Legacy BI - artifacts of the old data world
Dec 16, 2013
At Looker, we have the privilege of talking to lots of fast-moving companies that are trying to get value out of large data sets (yes, sometimes even “big data”). We also talk to more traditional businesses that have BI solutions in place, but are having difficulty applying these traditional approaches to their more complex (and large) data problems.
Traditional BI ways are broken. BI was architected in the days of big expensive databases that ran on very expensive machines. These big and expensive databases needed to be optimized at every level, because... well... they were expensive. If you didn’t optimize, things broke or you had to buy more. To run reports on data, or to do any kind of analysis, you generally pulled small pieces of aggregate (summary) data out of the big expensive database and moved it into some kind of cube or BI tool datastore. To oversimplify, people architected an entire stack as a workaround to keep their Oracle spend manageable.
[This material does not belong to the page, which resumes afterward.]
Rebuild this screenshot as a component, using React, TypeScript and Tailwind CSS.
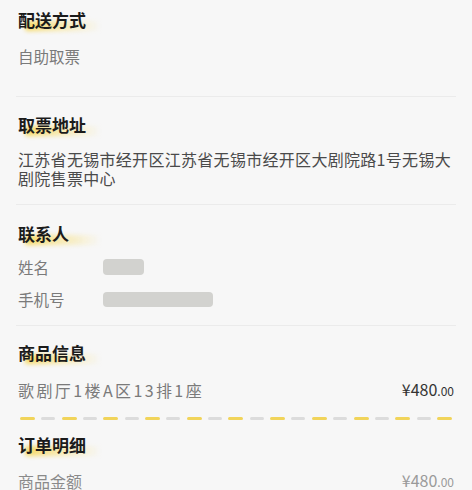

The problem with the BI workaround is that it puts handcuffs on data discovery. If you can only operate on aggregates, you can't explore to detail. And part of creating aggregates is presupposing what questions people are going to ask—as if they are cast in stone. So, traditional BI was built around these two problems: (1) always build to explicitly what people are going to ask, and (2) if they ask ad hoc questions (like true data discovery), you need to start over.
What's really cool is that database vendors and open source projects gave Oracle a run for their money. They built much cheaper and much faster analytic-oriented databases that allowed organizations to capture and store gigantic amounts of data. They also let you transform this data inside the database, not when it’s ingested. For the purposes of this blog, I’m not even talking about Hadoop... I’m talking about the more vanilla MPP, in-memory, columnar, and analytic mirrors that were made lightning-fast by cheap multi-core servers. A new world has opened up and we don’t have to be shackled by slow databases any more.
Are traditional BI tools all screaming fast now too? Unfortunately, no.
"You can’t put lipstick on a pig" comes to mind. In technology, we use this term all the time, and it’s why venture-backed tech companies exist. Legacy architectures can’t be tuned when there have been fundamental shifts in underlying infrastructure. It requires starting over—throwing out everything we knew to be true. If you’re going to rip out the middle tier (BI data engines and cubing), re-architect the stack on a new paradigm, and take a different approach to data, it’s really hard to do it on a platform that was built in a different age. If your BI solution wasn’t built to model and transform data as it sits in the database, create aggregates and derivations where the data sits, and generally suppose questions will be ad hoc instead of predetermined, it will be hard to operate in this new world. At Looker, we love this new world.